PCA has a linear view of the world—it assumes that the directions of variance are straight lines. But what if your data lives on a curved, non-linear manifold? Enter t-SNE (t-distributed stochastic neighbor embedding). t-SNE excels at non-linear dimensionality reduction and is particularly effective for visualizing clusters in complex datasets.

Here’s the deal: while t-SNE is great for visualization, it doesn’t offer the same interpretability as PCA. You can’t reconstruct your original dataset from t-SNE projections like you can with PCA.

PCA vs Autoencoders

If you’re dealing with deep learning, you’ve probably heard of autoencoders—a type of neural network designed for dimensionality reduction. Autoencoders can capture non-linear relationships, making them more flexible than PCA.

But here’s the catch: Autoencoders require more data and computational power than PCA. If you’re looking for a lightweight, fast solution, PCA is still your go-to.

Conclusion

So, here’s the bottom line: Principal Component Analysis (PCA) is an indispensable tool in your data science toolkit, especially when you’re faced with high-dimensional data. It not only helps you simplify datasets without losing much important information, but it also improves efficiency and can make complex data much easier to interpret and visualize.
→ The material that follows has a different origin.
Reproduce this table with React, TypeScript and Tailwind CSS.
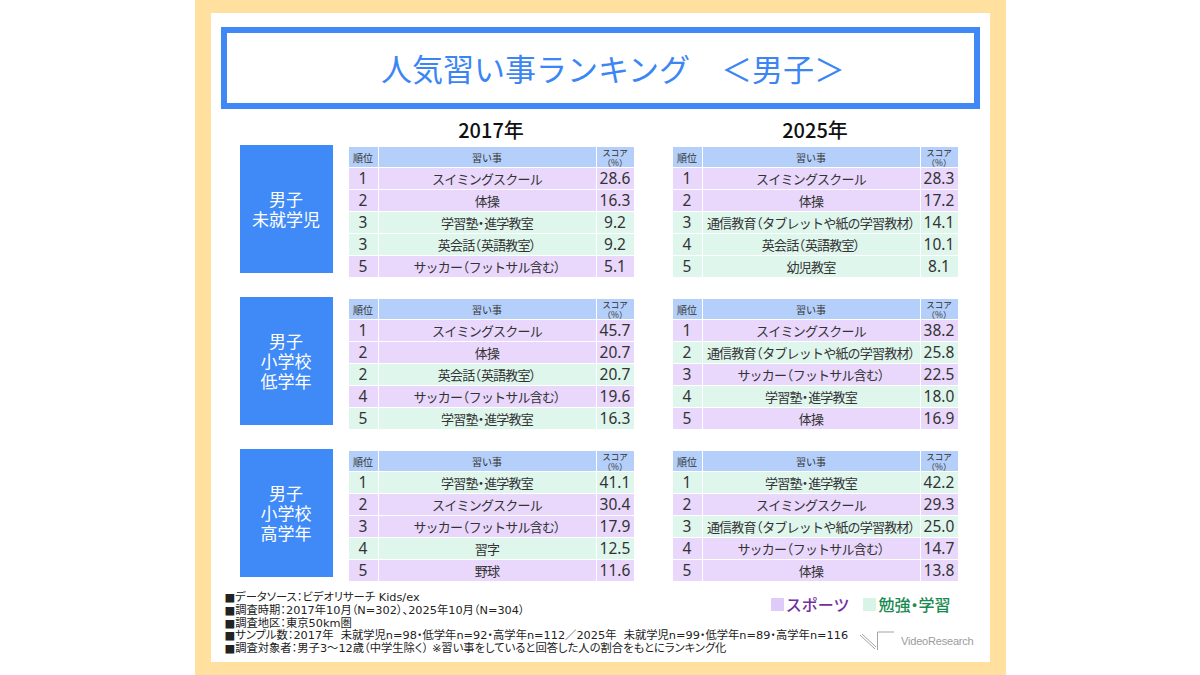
type Row = [string, string, string, 's' | 'g']

type Group = {
  label: string[]
  y2017: Row[]
  y2025: Row[]
}

const SWIM = 'スイミングスクール'
const GYM = '体操'
const JUKU = '学習塾・進学教室'
const EIKAIWA = '英会話（英語教室）'
const SOCCER = 'サッカー（フットサル含む）'
const TSUSHIN = '通信教育（タブレットや紙の学習教材）'

const GROUPS: Group[] = [
  {
    label: ['男子', '未就学児'],
    y2017: [
      ['1', SWIM, '28.6', 's'],
      ['2', GYM, '16.3', 's'],
      ['3', JUKU, '9.2', 'g'],
      ['3', EIKAIWA, '9.2', 'g'],
      ['5', SOCCER, '5.1', 's'],
    ],
    y2025: [
      ['1', SWIM, '28.3', 's'],
      ['2', GYM, '17.2', 's'],
      ['3', TSUSHIN, '14.1', 'g'],
      ['4', EIKAIWA, '10.1', 'g'],
      ['5', '幼児教室', '8.1', 'g'],
    ],
  },
  {
    label: ['男子', '小学校', '低学年'],
    y2017: [
      ['1', SWIM, '45.7', 's'],
      ['2', GYM, '20.7', 's'],
      ['2', EIKAIWA, '20.7', 'g'],
      ['4', SOCCER, '19.6', 's'],
      ['5', JUKU, '16.3', 'g'],
    ],
    y2025: [
      ['1', SWIM, '38.2', 's'],
      ['2', TSUSHIN, '25.8', 'g'],
      ['3', SOCCER, '22.5', 's'],
      ['4', JUKU, '18.0', 'g'],
      ['5', GYM, '16.9', 's'],
    ],
  },
  {
    label: ['男子', '小学校', '高学年'],
    y2017: [
      ['1', JUKU, '41.1', 'g'],
      ['2', SWIM, '30.4', 's'],
      ['3', SOCCER, '17.9', 's'],
      ['4', '習字', '12.5', 'g'],
      ['5', '野球', '11.6', 's'],
    ],
    y2025: [
      ['1', JUKU, '42.2', 'g'],
      ['2', SWIM, '29.3', 's'],
      ['3', TSUSHIN, '25.0', 'g'],
      ['4', SOCCER, '14.7', 's'],
      ['5', GYM, '13.8', 's'],
    ],
  },
]

const FOOTER = [
  '■データソース：ビデオリサーチ Kids/ex',
  '■調査時期：2017年10月（N=302）、2025年10月（N=304）',
  '■調査地区：東京50km圏',
  '■サンプル数：2017年  未就学児n=98・低学年n=92・高学年n=112／2025年  未就学児n=99・低学年n=89・高学年n=116',
  '■調査対象者：男子3～12歳（中学生除く） ※習い事をしていると回答した人の割合をもとにランキング化',
]

const NUM = "font-['Noto_Sans','Noto_Sans_CJK_JP',sans-serif] text-[15.5px]"

// punctuation gets proportional widths, the rest keeps the tight run
function Name({ text }: { text: string }) {
  return (
    <>
      {text.split(/([（）・])/).filter(Boolean).map((p, i) =>
        /[（）・]/.test(p)
          ? <span key={i} className="tracking-normal [font-feature-settings:'palt']">{p}</span>
          : <span key={i}>{p}</span>
      )}
    </>
  )
}

function RankTable({ rows }: { rows: Row[] }) {
  return (
    <div className="mt-[2px] grid w-[285px] grid-cols-[29px_217px_37px] gap-px bg-white text-[#333]">
      {/* header */}
      <div className="flex h-[20px] items-center justify-center bg-[#b3cffa] text-[10px]">順位</div>
      <div className="flex h-[20px] items-center justify-center bg-[#b3cffa] text-[10px]">習い事</div>
      <div className="flex h-[20px] flex-col items-center justify-center bg-[#b3cffa] text-[8.5px] leading-[10px]">
        <div>スコア</div>
        <div>（%）</div>
      </div>
      {rows.map((r, i) => {
        const bg = r[3] === 's' ? 'bg-[#e9d7fc]' : 'bg-[#dff6ed]'
        return [
          <div key={`a${i}`} className={`flex h-[21px] items-center justify-center ${NUM} ${bg}`}>{r[0]}</div>,
          <div key={`b${i}`} className={`flex h-[21px] items-center justify-center whitespace-nowrap text-[13px] tracking-[-0.8px] ${bg}`}>
            <Name text={r[1]} />
          </div>,
          <div key={`c${i}`} className={`flex h-[21px] items-center justify-center ${NUM} ${bg}`}>{r[2]}</div>,
        ]
      })}
    </div>
  )
}

function VideoResearchLogo() {
  return (
    <div className="flex items-center gap-[6px]">
      <svg width="36" height="22" viewBox="0 0 36 22" fill="none" stroke="#a3a3a3" strokeWidth="1">
        <path d="M1 5 L16 19" />
        <path d="M3 4 L17 17" />
        <path d="M18.5 2 V20" />
        <path d="M18.5 2 H35" />
      </svg>
      <span className="font-['Liberation_Sans',sans-serif] text-[11px] tracking-[-0.2px] text-[#9b9b9b]">VideoResearch</span>
    </div>
  )
}

export default function App() {
  return (
    <div className="flex h-[675px] w-[1200px] justify-center bg-white font-['Noto_Sans_CJK_JP',sans-serif] text-[#222]">
      <div className="h-full w-[811px] bg-[#ffe09f] px-4 py-[13px]">
        <div className="h-full bg-white px-[10px] pt-[14px]">
          {/* Title */}
          <div className="flex h-[82px] items-center justify-center border-[6px] border-[#3f88f6] pl-[26px] text-[31px] font-normal text-[#3b86f4]">
            人気習い事ランキング　＜男子＞
          </div>

          {/* Year labels */}
          <div className="mt-[10px] flex h-[22px] items-center pl-[19px] text-[20px] font-medium leading-[22px] text-[#111]">
            <div className="w-[109px]" />
            <div className="w-[285px] text-center">2017年</div>
            <div className="w-[39px]" />
            <div className="w-[285px] text-center">2025年</div>
          </div>

          {/* Groups */}
          <div className="mt-[4px] flex flex-col gap-[20px] pl-[19px]">
            {GROUPS.map((g, i) => (
              <div key={i} className="flex items-start">
                <div className="flex h-[128px] w-[93px] flex-col items-center justify-center bg-[#3f8af7] text-[17px] leading-[20px] text-white">
                  {g.label.map(l => <span key={l}>{l}</span>)}
                </div>
                <div className="ml-[16px]">
                  <RankTable rows={g.y2017} />
                </div>
                <div className="ml-[39px]">
                  <RankTable rows={g.y2025} />
                </div>
              </div>
            ))}
          </div>

          {/* Footer */}
          <div className="mt-[11px] grid">
            <div className="col-start-1 row-start-1 ml-[4px] whitespace-pre font-['DejaVu_Sans','Noto_Sans_CJK_JP',sans-serif] text-[11.3px] leading-[12.75px] text-[#222] [font-feature-settings:'palt']">
              {FOOTER.map(f => <div key={f}>{f}</div>)}
            </div>
            <div className="col-start-1 row-start-1 mr-[29px] mt-[2px] flex items-center gap-[14px] self-start justify-self-end text-[16px] font-medium leading-[20px]">
              <span className="flex items-center">
                <span className="mr-[2px] inline-block h-[13px] w-[13px] bg-[#dfcbfa]" />
                <span className="text-[#7030a0]">スポーツ</span>
              </span>
              <span className="flex items-center [font-feature-settings:'palt']">
                <span className="mr-[2px] inline-block h-[13px] w-[13px] bg-[#d8f4e7]" />
                <span className="text-[#1b8a52]">勉強・学習</span>
              </span>
            </div>
            <div className="col-start-1 row-start-1 mb-[4px] mr-[6px] self-end justify-self-end">
              <VideoResearchLogo />
            </div>
          </div>
        </div>
      </div>
    </div>
  )
}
In this blog, we’ve walked through the theory behind PCA, its mathematical foundation, and how it can be practically implemented using Python. You’ve learned how to determine the right number of principal components using scree plots and explained variance, and even explored some alternatives like LDA, t-SNE, and autoencoders for non-linear data.

But remember: while PCA can simplify your data and reduce noise, it’s not always the best choice for every scenario. Keep an eye on the linear assumption, scaling sensitivities, and how outliers might affect the outcome. The key is knowing when to use it and how to interpret the results effectively.

Now that you’re armed with all this knowledge, the ball is in your court. Whether you’re tackling image data, financial modeling, or clustering, PCA can help you discover insights that might have been hidden in the noise of high dimensions.

Are you ready to apply PCA in your next project? Dive in and explore how this dimensionality reduction powerhouse can make your data sing!